Les artistes et les expos
En lisant les leçons de ténèbres
de Patrizia Patrizia Runfola :
la célébration de Beaugency
par Justine Lacoste

      Je poursuis mon chemin et, sur la gauche, je suis cerné par les masques d’Estelle Courtois. Ils ont la couleur du brou de noix, presque noirs. Les uns sont petits et semblent être de dimension croissante et décroissante. Les autres, plus grands, semblent provenir des tréfonds de l’inconscient et produisent un effet d’une inquiétante étrangeté. Après quoi, je me retrouve dans l’univers de Sergio Birga, d’un réalisme magique singulier. Deux tableaux figurent deux scènes de la fiction. Mais ils ne sont pas traités de façon si littérale qu’ion le croirait : Birga a insinué des éléments personnels dans cette traduction spéculaire du livre si respectueuse de son esprit et de sa lettre. Deux dessins et une gravure complètent cette superbe interprétation.

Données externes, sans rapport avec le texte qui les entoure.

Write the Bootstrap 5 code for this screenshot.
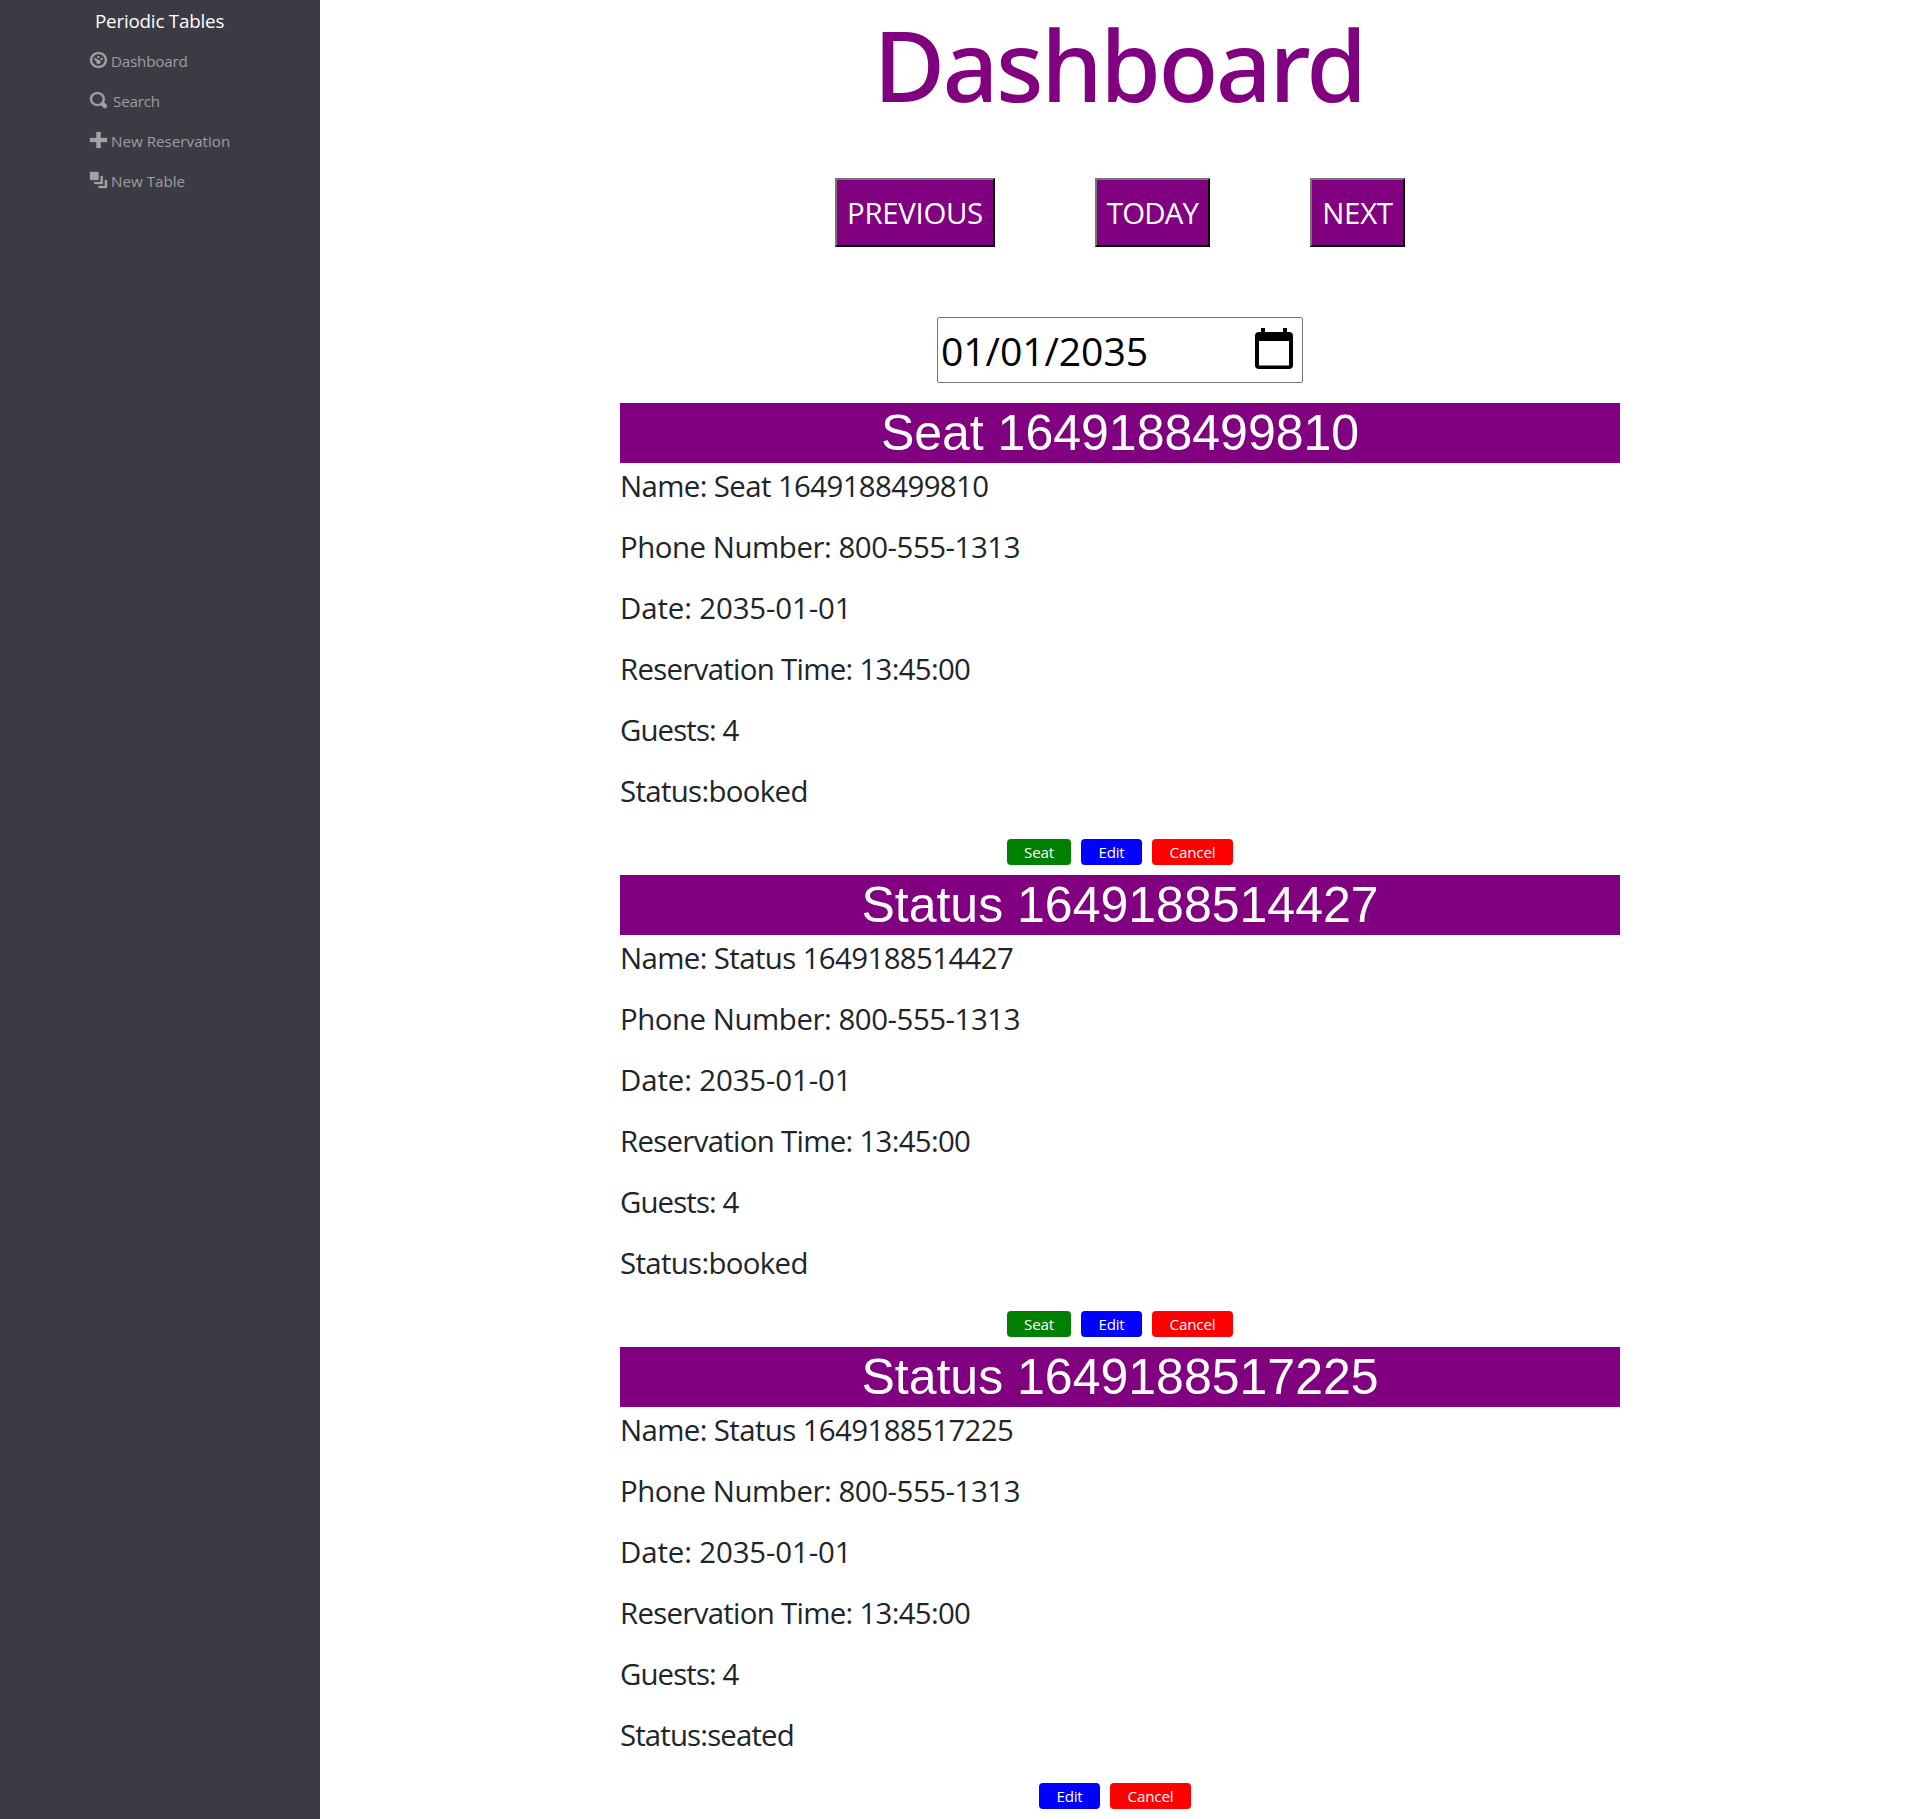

Il m’explique : « J’avais rencontré, à plusieurs reprises Patrizia Runfola en compagnie de Gérard-Georges, à Paris, Florence et Milan. L’annonce de sa mort prématurée me peina. J’imaginais mal la disparition d’une femme que j’avais connue si vive et active. Quelques années plus tard, Gérard-Georges Lemaire me demanda si je serais tenté de m’inspirer pour une série d’œuvres du livre de Patrizia Runfola  Lezioni di Tenebre .De suite le livre me fascina tant il me semblait à la fois onirique et réel, mélancolique et tragique, et nourri par une réflexion métaphysique. Après des esquisses faites dans les marges du livre au courant de la lecture, je fis très vite six dessins à la pierre noire et au fusain sur ce papier à gros grains qui prend bien la matière. Dans le tissu de réflexions et de rêveries de la narration apparaissent des évocations tout à fait précises et ce sont celles-ci qui s’imposèrent à moi. Premier dessin :la vaste chambre aux ombres portées et aux lumières diffuses avec ses objets précieux, sa tapisserie mythologique, où se meurt une jeune fille exsangue tandis que sa sœur qui nous tourne le dos, joue de la viole de gambe. Je donnais à la musicienne les cheveux bouclés et très noirs de Patrizia. Dans deux dessins successifs, la mère, puis le père des jeunes filles : la mère sculptant dans la lumière d’une grande baie vitrée, ébauchant un buste-portrait sous les yeux de la malade, accompagnée de la basse continue de la viole ;le père emmenant sa fille dans la contemplation de la mappemonde, centre lumineux de la composition.
Quatrième dessin : dans une église baroque italienne la narratrice prie, mains ouvertes, devant un autel surmonté d’un tableau représentant St Jérôme au lion écrivant la Vulgate .Quel lien établir entre la prière et le Saint ? Voilà ce que dit le livre, le dessin ne fait que suggérer. Dans la deuxième partie du récit, la narratrice se trouve à Prague, ville d’élection de Patrizia Runfola. Prague que je connais un peu et que j’ai peinte à plusieurs reprises et déjà rêvée quand, à vingt ans, j’illustrais Kafka. Le visible connu de la ville - fleuve, château/groupe statuaire - se mêle dans une vision hallucinée à une étrange procession d’ombres des poètes, tandis que, point central de la scène, la Vierge offre sa couronne à la narratrice, juchée dans le groupe de pierre (avant la chute dans le fleuve et le réveil). Dans le dernier dessin, j’ai essayé de rendre l’aspect métaphysique (avec, entre autres, un portique à la de Chirico) et symbolique (des silhouettes Jugendstil) de cette allégorie où, devant la jeune fille souffrante, apparaissent deux figures qui dorment et attendent près d’un puits, dominées par la grande forme de la Mort.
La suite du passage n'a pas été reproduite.